- Task requirements -
Strip the pictures and reproduce the rest of the listing exactly.
::::::::
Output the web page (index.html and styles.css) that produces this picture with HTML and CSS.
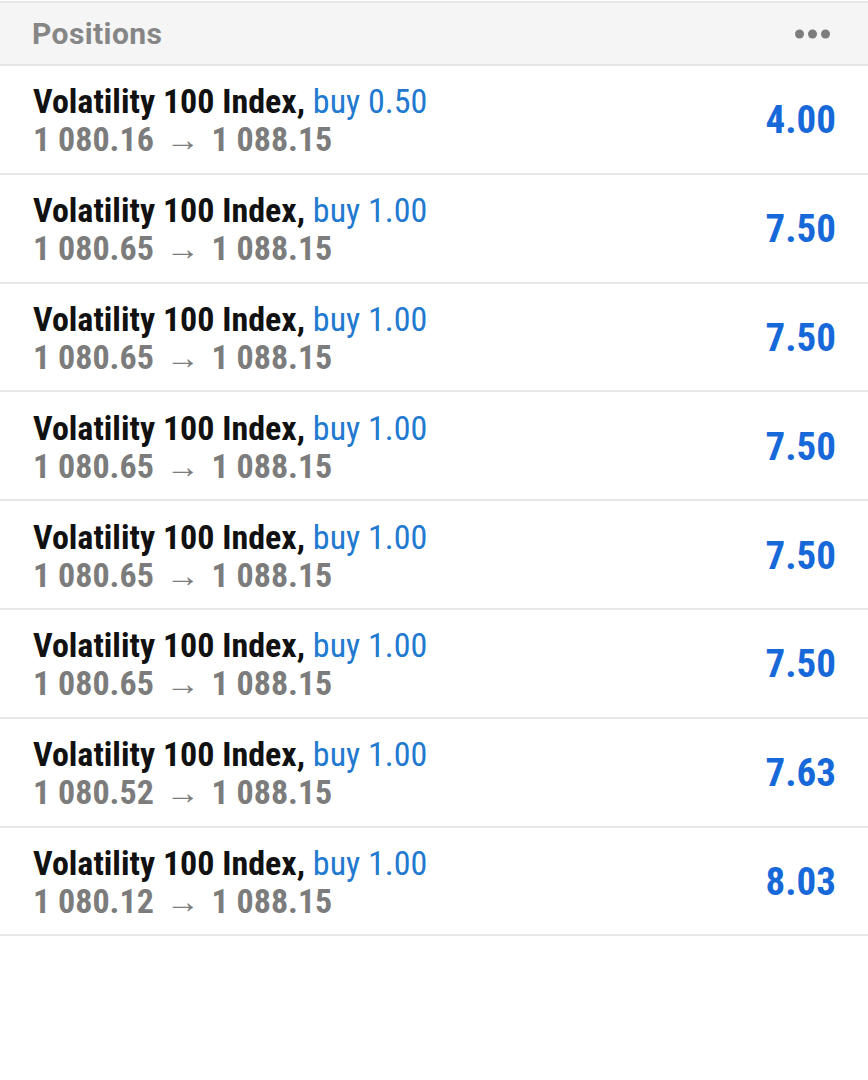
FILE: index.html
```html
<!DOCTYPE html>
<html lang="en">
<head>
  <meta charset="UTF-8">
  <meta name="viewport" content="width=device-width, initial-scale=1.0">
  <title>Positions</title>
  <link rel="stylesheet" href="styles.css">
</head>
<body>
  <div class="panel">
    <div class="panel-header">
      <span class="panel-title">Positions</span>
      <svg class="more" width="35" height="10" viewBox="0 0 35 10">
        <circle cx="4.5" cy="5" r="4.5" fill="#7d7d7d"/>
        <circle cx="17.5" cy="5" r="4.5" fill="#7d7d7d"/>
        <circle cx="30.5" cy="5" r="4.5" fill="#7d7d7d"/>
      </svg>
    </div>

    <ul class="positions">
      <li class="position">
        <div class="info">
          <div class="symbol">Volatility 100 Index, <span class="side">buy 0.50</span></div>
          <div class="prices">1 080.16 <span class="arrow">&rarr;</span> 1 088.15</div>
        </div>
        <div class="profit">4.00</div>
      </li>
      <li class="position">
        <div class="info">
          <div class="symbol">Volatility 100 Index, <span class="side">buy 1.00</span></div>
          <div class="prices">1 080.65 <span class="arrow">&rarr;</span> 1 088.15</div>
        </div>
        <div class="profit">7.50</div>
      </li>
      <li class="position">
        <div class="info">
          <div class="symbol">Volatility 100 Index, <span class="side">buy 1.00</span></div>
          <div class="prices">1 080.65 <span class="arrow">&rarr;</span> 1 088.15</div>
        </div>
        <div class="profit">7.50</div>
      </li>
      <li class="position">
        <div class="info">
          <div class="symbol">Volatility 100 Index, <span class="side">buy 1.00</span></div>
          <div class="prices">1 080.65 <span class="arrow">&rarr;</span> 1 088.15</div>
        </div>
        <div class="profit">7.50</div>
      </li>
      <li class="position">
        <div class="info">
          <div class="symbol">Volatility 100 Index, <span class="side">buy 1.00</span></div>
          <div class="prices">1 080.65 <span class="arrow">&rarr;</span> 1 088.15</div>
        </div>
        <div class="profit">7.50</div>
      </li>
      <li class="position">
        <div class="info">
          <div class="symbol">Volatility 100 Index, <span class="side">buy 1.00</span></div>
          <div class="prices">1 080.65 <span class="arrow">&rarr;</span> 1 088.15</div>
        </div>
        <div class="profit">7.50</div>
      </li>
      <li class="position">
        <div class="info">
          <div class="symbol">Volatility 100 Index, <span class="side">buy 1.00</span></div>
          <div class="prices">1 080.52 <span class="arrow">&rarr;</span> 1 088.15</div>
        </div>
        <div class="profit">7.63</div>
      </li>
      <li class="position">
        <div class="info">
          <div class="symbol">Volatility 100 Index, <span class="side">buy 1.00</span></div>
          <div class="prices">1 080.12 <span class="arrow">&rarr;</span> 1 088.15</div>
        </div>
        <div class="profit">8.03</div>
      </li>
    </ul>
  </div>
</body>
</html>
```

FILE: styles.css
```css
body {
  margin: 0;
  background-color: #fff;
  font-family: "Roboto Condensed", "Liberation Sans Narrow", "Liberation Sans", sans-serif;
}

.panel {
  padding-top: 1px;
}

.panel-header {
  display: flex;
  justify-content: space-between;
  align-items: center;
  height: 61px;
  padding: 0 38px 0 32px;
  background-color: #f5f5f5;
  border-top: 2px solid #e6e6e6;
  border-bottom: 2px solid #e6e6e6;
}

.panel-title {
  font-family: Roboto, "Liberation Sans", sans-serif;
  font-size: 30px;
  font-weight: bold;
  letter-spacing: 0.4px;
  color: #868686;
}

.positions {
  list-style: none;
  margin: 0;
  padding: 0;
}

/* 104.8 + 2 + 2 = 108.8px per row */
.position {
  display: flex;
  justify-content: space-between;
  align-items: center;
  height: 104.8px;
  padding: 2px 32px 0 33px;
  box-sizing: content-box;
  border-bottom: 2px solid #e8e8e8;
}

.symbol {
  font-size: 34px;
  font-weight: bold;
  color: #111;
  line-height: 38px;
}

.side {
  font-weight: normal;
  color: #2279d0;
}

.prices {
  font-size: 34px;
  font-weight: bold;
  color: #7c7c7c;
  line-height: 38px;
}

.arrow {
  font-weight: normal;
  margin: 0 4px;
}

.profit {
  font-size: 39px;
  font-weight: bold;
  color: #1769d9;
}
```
::::::::
- Written answer -
Output the web page (index.html and styles.css) that produces this picture with HTML and CSS.
FILE: index.html
```html
<!DOCTYPE html>
<html lang="en">
<head>
  <meta charset="UTF-8">
  <meta name="viewport" content="width=device-width, initial-scale=1.0">
  <title>Positions</title>
  <link rel="stylesheet" href="styles.css">
</head>
<body>
  <div class="panel">
    <div class="panel-header">
      <span class="panel-title">Positions</span>
      <svg class="more" width="35" height="10" viewBox="0 0 35 10">
        <circle cx="4.5" cy="5" r="4.5" fill="#7d7d7d"/>
        <circle cx="17.5" cy="5" r="4.5" fill="#7d7d7d"/>
        <circle cx="30.5" cy="5" r="4.5" fill="#7d7d7d"/>
      </svg>
    </div>

    <ul class="positions">
      <li class="position">
        <div class="info">
          <div class="symbol">Volatility 100 Index, <span class="side">buy 0.50</span></div>
          <div class="prices">1 080.16 <span class="arrow">&rarr;</span> 1 088.15</div>
        </div>
        <div class="profit">4.00</div>
      </li>
      <li class="position">
        <div class="info">
          <div class="symbol">Volatility 100 Index, <span class="side">buy 1.00</span></div>
          <div class="prices">1 080.65 <span class="arrow">&rarr;</span> 1 088.15</div>
        </div>
        <div class="profit">7.50</div>
      </li>
      <li class="position">
        <div class="info">
          <div class="symbol">Volatility 100 Index, <span class="side">buy 1.00</span></div>
          <div class="prices">1 080.65 <span class="arrow">&rarr;</span> 1 088.15</div>
        </div>
        <div class="profit">7.50</div>
      </li>
      <li class="position">
        <div class="info">
          <div class="symbol">Volatility 100 Index, <span class="side">buy 1.00</span></div>
          <div class="prices">1 080.65 <span class="arrow">&rarr;</span> 1 088.15</div>
        </div>
        <div class="profit">7.50</div>
      </li>
      <li class="position">
        <div class="info">
          <div class="symbol">Volatility 100 Index, <span class="side">buy 1.00</span></div>
          <div class="prices">1 080.65 <span class="arrow">&rarr;</span> 1 088.15</div>
        </div>
        <div class="profit">7.50</div>
      </li>
      <li class="position">
        <div class="info">
          <div class="symbol">Volatility 100 Index, <span class="side">buy 1.00</span></div>
          <div class="prices">1 080.65 <span class="arrow">&rarr;</span> 1 088.15</div>
        </div>
        <div class="profit">7.50</div>
      </li>
      <li class="position">
        <div class="info">
          <div class="symbol">Volatility 100 Index, <span class="side">buy 1.00</span></div>
          <div class="prices">1 080.52 <span class="arrow">&rarr;</span> 1 088.15</div>
        </div>
        <div class="profit">7.63</div>
      </li>
      <li class="position">
        <div class="info">
          <div class="symbol">Volatility 100 Index, <span class="side">buy 1.00</span></div>
          <div class="prices">1 080.12 <span class="arrow">&rarr;</span> 1 088.15</div>
        </div>
        <div class="profit">8.03</div>
      </li>
    </ul>
  </div>
</body>
</html>
```

FILE: styles.css
```css
body {
  margin: 0;
  background-color: #fff;
  font-family: "Roboto Condensed", "Liberation Sans Narrow", "Liberation Sans", sans-serif;
}

.panel {
  padding-top: 1px;
}

.panel-header {
  display: flex;
  justify-content: space-between;
  align-items: center;
  height: 61px;
  padding: 0 38px 0 32px;
  background-color: #f5f5f5;
  border-top: 2px solid #e6e6e6;
  border-bottom: 2px solid #e6e6e6;
}

.panel-title {
  font-family: Roboto, "Liberation Sans", sans-serif;
  font-size: 30px;
  font-weight: bold;
  letter-spacing: 0.4px;
  color: #868686;
}

.positions {
  list-style: none;
  margin: 0;
  padding: 0;
}

/* 104.8 + 2 + 2 = 108.8px per row */
.position {
  display: flex;
  justify-content: space-between;
  align-items: center;
  height: 104.8px;
  padding: 2px 32px 0 33px;
  box-sizing: content-box;
  border-bottom: 2px solid #e8e8e8;
}

.symbol {
  font-size: 34px;
  font-weight: bold;
  color: #111;
  line-height: 38px;
}

.side {
  font-weight: normal;
  color: #2279d0;
}

.prices {
  font-size: 34px;
  font-weight: bold;
  color: #7c7c7c;
  line-height: 38px;
}

.arrow {
  font-weight: normal;
  margin: 0 4px;
}

.profit {
  font-size: 39px;
  font-weight: bold;
  color: #1769d9;
}
```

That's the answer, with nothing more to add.